THE LONE STAR COBRA: No fighter on this list was as highly touted and more shrouded in mystery, than Donald “The Lone Star Cobra” Curry. In 1983, Donald Curry (whose real name is Donald Sample) won the WBA welterweight title that Ray Leonard vacated after his first retirement. After a rematch with Marlon Starling; whom he had previously defeated, he annexed the IBF title to his resume. In 1985 after beating Milton McCrory he became the first undisputed welterweight champion since Sugar Ray Leonard. After this great achievement Curry’s career began to go on a roller-coaster ride. On September 27, 1986 Donald Curry would lose his title to Lloyd Honeygan; a fighter that Curry was 5-1 favorite against. Leading up that fight personal problems as well as trouble making the 147lb limit would see Curry suffer the first loss of his career.  The year 1987 would prove to be a trying one in the life & career of Donald Curry. On April 6, he would sue Sugar Ray Leonard and Leonard’s attorney Mike Trainer claiming that they conspired to keep him from fighting Marvin Hagler for the middleweight title. That same year, Curry challenged the legendary Mike McCallum for the WBA Jr. Middleweight title. Donald Curry was a 2-1 favorite to beat McCallum, when the bell rang he showed why he was favored. He took control of the fight from the onset, and was ahead on the scorecards after four. But in the fifth he was put down by a picture perfect left hook, and he was handed the second loss of his career. The Lone Star Cobra would hold a grudge towards Leonard for some time, prompting him to call out Sugar Ray. When asked if he would fight Curry, Leonard responded “I’d prefer to settle it in court”. Donald Curry would go on to win the WBC Jr.  Middleweight title in 1988 in a dominating win over the underrated Gianfranco Rossi. He would finish his career with a record of 34-6 with 25 KOs.  

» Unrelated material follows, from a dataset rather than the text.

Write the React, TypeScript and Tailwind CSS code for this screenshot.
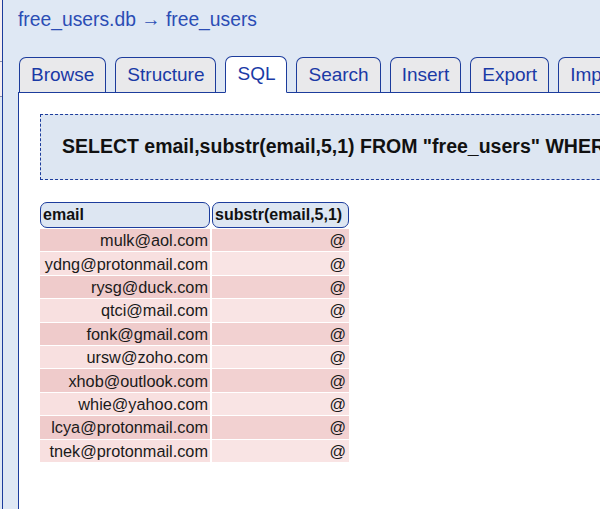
import React from "react";

const tabs = ["Browse", "Structure", "SQL", "Search", "Insert", "Export", "Import"];

const rows = [
  "mulk@aol.com",
  "ydng@protonmail.com",
  "rysg@duck.com",
  "qtci@mail.com",
  "fonk@gmail.com",
  "ursw@zoho.com",
  "xhob@outlook.com",
  "whie@yahoo.com",
  "lcya@protonmail.com",
  "tnek@protonmail.com",
];

function Tab({ label, active }: { label: string; active?: boolean }) {
  return (
    <div
      className={`shrink-0 rounded-t-[7px] border border-[#1c3c9c] px-[11px] text-[19px] leading-[34px] text-[#1a3aa6] ${
        active ? "relative z-10 -mb-px border-b-white bg-white pb-px" : "border-b-0 bg-[#e9e9eb]"
      }`}
    >
      {label}
    </div>
  );
}

export default function App() {
  return (
    <div className="flex h-[509px] w-[600px] overflow-hidden bg-[#dfe8f4] font-['Liberation_Sans',Arial,sans-serif]">
      {/* sidebar edge, mostly off-screen */}
      <div className="flex w-[3px] shrink-0 flex-col border-r border-[#1c3c9c]">
        <div className="h-[62px] border-b border-[#8a8fa8] bg-[#f6eef0]" />
        <div className="h-[35px] border-b border-[#8a8fa8] bg-[#f6eef0]" />
        <div className="flex-1 bg-[#dfe8f4]" />
      </div>

      <div className="ml-[15px] flex min-w-0 flex-1 flex-col pt-[8px]">
        <h1 className="whitespace-nowrap text-[19.3px] leading-[24px] text-[#2b4db5]">
          free_users.db → free_users
        </h1>

        <div className="ml-[1px] mt-[24px] flex items-end gap-[9px]">
          {tabs.map((t) => (
            <Tab key={t} label={t} active={t === "SQL"} />
          ))}
        </div>

        <div className="flex-1 border-l border-t border-[#1c3c9c] bg-white pl-[21px] pt-[21px]">
          <div className="flex h-[66px] w-[700px] items-center border border-dashed border-[#1c3c9c] bg-[#dde6f2] pl-[21px]">
            <span className="whitespace-nowrap text-[19.5px] font-bold text-[#111]">
              SELECT email,substr(email,5,1) FROM "free_users" WHERE email LIKE '%@%'
            </span>
          </div>

          <table className="-ml-[2px] mt-[21px] border-separate border-spacing-x-[2px] border-spacing-y-[1px] text-[16.3px] text-[#1a1a1a]">
            <thead>
              <tr>
                <th className="h-[25px] w-[170px] rounded-[7px] border border-[#1c3c9c] bg-[#dde6f2] px-[2px] text-left text-[16px] font-bold text-[#111]">
                  email
                </th>
                <th className="h-[25px] w-[137px] rounded-[7px] border border-[#1c3c9c] bg-[#dde6f2] px-[2px] text-left text-[16px] font-bold text-[#111]">
                  substr(email,5,1)
                </th>
              </tr>
            </thead>
            <tbody>
              {rows.map((email, i) => (
                <tr key={email} className="h-[22.4px]">
                  <td
                    className={`px-[2px] text-right leading-[22px] ${
                      i % 2 === 0 ? "bg-[#efcbcb]" : "bg-[#f8e0e0]"
                    }`}
                  >
                    {email}
                  </td>
                  <td
                    className={`px-[3px] text-right leading-[22px] ${
                      i % 2 === 0 ? "bg-[#f2d1d1]" : "bg-[#f9e4e4]"
                    }`}
                  >
                    @
                  </td>
                </tr>
              ))}
            </tbody>
          </table>
        </div>
      </div>
    </div>
  );
}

THE BODY SNACTHER:  He’s been mentioned several times on this list and for good reason. No fighter of the 80s was more avoided than Mike “The Body Snatcher” McCallum. One of the slickest, most complete fighters in the history of boxing; Mike McCallum turned pro in 1981 and won the WBA Jr. Middleweight title in 1984. He would defend that title six times, all of those defenses via the short route. His wins over high profile fighters Milton McCrory & Donald Curry helped to put the world on notice. Unfortunately for McCallum, many did notice and they looked the other way.

It has been said time and time again that the four kings wanted no part of McCallum. The WBA title he won from Sean Mannion, was the same title that Roberto Duran took from Davey Moore. On April 10th 1984 the WBA ordered Duran to defend his title against McCallum, but Duran opted for a much more lucrative bout with McCallum’s former stable mate Thomas Hearns. The Body Snatcher had racked up wins over two former Kronk stable mates… Milton McCrory & David Braxton and he wanted a third… Tommy Hearns.

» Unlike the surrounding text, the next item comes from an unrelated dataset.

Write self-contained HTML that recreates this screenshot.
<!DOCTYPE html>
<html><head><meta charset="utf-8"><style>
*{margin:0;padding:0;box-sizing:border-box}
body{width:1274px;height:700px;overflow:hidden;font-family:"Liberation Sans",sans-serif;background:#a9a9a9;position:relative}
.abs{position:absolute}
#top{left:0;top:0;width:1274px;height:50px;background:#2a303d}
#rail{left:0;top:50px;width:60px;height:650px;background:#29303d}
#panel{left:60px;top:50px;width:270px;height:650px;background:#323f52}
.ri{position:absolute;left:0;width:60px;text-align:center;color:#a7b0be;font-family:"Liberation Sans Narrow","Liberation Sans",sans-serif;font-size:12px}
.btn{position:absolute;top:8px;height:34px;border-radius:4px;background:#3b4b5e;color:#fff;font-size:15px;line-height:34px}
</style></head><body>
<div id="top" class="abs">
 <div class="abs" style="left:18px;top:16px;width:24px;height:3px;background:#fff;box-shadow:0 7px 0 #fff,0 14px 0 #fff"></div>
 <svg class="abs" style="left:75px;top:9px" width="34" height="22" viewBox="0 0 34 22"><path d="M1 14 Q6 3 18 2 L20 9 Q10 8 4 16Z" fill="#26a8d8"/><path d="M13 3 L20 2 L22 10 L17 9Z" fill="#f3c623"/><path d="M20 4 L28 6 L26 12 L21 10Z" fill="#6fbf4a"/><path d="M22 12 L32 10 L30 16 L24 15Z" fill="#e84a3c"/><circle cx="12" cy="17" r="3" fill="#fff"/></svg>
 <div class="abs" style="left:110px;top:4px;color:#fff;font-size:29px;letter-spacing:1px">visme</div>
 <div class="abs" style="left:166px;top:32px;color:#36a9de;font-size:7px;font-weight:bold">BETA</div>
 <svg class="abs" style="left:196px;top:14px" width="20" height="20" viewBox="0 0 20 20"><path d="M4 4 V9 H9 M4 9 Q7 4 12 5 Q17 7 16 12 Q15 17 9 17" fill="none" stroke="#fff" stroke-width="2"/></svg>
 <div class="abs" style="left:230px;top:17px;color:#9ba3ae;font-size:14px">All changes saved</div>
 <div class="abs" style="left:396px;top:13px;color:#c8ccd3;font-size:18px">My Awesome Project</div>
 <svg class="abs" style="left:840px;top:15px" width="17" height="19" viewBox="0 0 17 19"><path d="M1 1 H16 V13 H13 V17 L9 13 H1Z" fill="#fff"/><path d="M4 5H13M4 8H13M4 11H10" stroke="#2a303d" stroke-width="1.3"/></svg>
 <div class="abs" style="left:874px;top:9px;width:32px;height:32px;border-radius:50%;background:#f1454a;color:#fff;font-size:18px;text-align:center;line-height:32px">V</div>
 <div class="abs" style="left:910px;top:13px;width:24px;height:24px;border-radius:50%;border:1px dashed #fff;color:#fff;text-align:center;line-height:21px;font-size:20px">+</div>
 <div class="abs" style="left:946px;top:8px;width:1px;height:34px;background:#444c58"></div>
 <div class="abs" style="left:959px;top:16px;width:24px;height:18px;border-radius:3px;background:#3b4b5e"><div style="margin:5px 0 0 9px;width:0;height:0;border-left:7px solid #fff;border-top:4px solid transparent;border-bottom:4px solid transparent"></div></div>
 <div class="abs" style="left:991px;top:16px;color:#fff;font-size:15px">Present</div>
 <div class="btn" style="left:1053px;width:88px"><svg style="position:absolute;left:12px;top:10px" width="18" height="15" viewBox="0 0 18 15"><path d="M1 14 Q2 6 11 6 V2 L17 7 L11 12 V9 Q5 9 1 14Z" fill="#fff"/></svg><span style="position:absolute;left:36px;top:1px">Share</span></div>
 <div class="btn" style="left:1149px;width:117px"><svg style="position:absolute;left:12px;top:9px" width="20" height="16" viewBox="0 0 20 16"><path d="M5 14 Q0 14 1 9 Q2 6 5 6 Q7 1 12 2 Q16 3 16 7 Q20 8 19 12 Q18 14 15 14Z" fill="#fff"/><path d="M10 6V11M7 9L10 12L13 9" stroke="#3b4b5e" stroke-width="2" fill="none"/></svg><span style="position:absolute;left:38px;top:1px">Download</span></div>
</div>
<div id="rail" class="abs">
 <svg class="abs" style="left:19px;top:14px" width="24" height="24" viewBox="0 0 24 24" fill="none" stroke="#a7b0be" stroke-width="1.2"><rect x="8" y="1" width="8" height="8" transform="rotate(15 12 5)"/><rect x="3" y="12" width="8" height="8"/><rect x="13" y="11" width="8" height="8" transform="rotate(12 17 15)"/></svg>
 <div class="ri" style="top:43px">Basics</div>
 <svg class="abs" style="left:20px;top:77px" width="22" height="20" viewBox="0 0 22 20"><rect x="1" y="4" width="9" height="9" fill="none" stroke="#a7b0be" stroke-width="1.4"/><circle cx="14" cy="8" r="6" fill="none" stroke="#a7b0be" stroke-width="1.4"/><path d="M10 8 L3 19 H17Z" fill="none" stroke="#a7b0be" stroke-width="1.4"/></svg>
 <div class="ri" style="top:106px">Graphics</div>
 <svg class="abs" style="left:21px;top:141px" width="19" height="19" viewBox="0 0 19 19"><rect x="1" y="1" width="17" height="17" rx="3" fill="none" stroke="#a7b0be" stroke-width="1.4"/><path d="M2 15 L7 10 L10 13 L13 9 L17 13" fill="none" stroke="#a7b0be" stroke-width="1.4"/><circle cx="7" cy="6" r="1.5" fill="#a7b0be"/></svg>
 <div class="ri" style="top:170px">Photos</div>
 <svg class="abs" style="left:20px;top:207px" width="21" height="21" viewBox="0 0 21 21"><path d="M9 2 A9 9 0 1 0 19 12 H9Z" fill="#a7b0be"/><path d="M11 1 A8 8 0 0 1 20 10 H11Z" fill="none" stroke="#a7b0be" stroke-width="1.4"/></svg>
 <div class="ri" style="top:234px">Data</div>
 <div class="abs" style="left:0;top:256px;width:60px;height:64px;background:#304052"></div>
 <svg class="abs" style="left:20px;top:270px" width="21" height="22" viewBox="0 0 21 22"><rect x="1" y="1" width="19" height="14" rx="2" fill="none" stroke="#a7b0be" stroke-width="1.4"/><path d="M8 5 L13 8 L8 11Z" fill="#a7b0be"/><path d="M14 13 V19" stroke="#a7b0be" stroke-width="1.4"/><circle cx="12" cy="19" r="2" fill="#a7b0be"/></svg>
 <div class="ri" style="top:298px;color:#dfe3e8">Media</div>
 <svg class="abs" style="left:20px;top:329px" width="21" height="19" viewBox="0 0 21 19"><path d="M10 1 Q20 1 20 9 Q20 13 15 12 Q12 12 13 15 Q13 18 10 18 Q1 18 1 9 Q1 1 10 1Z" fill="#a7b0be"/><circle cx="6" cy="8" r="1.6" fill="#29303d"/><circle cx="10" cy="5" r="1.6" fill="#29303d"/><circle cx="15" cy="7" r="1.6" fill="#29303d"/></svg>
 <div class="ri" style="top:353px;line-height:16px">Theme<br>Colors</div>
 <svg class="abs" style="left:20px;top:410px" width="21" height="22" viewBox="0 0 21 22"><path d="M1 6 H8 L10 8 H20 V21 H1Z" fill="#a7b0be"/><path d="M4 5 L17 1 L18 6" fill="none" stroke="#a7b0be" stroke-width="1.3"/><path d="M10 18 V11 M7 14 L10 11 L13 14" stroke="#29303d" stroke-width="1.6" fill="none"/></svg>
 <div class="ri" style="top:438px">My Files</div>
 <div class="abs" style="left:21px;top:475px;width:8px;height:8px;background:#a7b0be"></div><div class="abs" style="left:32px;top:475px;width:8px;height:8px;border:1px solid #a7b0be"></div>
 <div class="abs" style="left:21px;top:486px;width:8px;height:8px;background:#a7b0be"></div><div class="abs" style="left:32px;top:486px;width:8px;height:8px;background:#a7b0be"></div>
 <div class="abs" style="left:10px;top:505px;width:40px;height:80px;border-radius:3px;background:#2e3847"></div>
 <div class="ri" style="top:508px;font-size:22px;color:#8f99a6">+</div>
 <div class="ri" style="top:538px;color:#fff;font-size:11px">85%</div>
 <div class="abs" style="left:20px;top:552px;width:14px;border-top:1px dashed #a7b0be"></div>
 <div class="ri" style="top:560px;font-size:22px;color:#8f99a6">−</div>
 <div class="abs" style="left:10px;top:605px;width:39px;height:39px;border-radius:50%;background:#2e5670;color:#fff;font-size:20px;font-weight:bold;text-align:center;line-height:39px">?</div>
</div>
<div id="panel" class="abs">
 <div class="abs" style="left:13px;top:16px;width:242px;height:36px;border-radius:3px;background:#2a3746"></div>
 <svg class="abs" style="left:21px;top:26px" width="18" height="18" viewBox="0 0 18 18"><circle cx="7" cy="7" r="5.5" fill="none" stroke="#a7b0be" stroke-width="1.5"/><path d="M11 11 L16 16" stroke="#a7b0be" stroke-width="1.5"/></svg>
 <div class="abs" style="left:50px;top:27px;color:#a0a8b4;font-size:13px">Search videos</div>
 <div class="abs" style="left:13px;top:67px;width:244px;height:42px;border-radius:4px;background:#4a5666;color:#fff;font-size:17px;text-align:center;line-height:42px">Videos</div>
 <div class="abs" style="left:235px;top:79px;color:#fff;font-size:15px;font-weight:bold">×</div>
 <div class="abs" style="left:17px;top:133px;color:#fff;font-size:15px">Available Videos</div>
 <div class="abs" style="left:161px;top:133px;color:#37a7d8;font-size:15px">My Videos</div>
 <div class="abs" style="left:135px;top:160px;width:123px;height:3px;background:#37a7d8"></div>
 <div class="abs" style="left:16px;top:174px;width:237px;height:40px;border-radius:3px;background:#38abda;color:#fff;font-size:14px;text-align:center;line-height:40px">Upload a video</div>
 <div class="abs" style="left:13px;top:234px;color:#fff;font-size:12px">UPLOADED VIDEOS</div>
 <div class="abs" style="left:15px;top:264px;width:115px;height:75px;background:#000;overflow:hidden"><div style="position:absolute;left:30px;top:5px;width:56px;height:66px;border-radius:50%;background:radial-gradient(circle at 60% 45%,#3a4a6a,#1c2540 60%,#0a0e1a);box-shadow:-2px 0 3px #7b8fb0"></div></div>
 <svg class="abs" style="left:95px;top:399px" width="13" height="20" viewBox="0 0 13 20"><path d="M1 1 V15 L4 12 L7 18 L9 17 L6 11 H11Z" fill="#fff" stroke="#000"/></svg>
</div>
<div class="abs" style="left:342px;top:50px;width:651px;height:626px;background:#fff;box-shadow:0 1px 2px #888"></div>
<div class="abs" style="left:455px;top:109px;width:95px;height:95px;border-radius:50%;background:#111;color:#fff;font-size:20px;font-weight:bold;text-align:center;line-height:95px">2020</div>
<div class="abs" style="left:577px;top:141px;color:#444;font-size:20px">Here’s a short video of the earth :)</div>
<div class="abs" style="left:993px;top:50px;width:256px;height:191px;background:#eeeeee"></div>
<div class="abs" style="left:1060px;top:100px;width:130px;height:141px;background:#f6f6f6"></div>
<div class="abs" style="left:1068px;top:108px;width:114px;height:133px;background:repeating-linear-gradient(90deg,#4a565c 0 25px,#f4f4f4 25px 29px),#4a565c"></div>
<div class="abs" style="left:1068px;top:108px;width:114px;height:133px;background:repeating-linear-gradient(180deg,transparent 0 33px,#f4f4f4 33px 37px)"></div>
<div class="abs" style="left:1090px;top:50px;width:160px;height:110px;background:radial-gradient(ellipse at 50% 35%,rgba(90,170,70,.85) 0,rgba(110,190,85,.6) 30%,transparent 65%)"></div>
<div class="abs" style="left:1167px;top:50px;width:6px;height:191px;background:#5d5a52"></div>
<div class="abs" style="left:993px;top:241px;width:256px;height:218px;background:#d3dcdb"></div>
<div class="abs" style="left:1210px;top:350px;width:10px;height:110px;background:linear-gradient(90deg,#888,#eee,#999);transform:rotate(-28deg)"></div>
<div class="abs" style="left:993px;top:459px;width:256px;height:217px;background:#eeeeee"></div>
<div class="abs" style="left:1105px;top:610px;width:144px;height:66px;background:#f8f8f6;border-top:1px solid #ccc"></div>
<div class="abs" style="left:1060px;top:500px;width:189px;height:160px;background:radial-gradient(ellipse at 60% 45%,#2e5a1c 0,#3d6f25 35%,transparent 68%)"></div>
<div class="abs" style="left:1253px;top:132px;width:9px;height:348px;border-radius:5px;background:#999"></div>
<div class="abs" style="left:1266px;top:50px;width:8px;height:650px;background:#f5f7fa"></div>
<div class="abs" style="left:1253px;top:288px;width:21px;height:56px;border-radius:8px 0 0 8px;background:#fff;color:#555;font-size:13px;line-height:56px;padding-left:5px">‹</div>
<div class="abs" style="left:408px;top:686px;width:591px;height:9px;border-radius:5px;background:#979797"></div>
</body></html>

Legendary trainer Emmanuel Steward and Mike McCallum would have somewhat of a falling out because of McCallum’s desire to fight the Hitman. When McCallum told Steward he wanted Tommy, legend has it that Steward handed Mike a picture of Hearns, and told him that’s the closest he would get.

Marvin Hagler was in the twilight of his career when McCallum’s career was gaining steam. As far as Ray Leonard, he was pretty much a part-time fighter by the late 80s, regardless neither of these men expressed any desire to fight The Body Snatcher at any point in their careers.  

Mike McCallum was a true boxing savant. He was a complete fighter who possessed all the tools, and could fight from any range & would always find a way to outthink his opponent. Adding to his amazing skill-set was his granite chin and elephant sized heart. His list of opponents read like a who’s-who of the time; Donald Curry, Julian Jackson, Milton McCrory, Herol Graham, Sumbu Kalambay, Michael Watson,  Steve Collins among others. In his twilight he would draw and lose a controversial decision to future great James Toney. And at 40 he would challenge a prime Roy Jones Jr.  Mike McCallum would go on to win titles at middleweight & light-heavyweight, he would retire with a record of 49-5-1 with 36 KOs. Mike “The Body Snatcher” McCallum was inducted into the International Boxing Hall of Fame in 2003. 


If you’re a true fan of boxing, I highly encourage you go watch footage of these great fighters. The Four Kings of boxing deserve recognition, for the greatness that allowed them to sit on their respective thrones. But time has not been very kind to the fighters on this list; let’s change that by giving them their place in the kingdom of boxing royalty.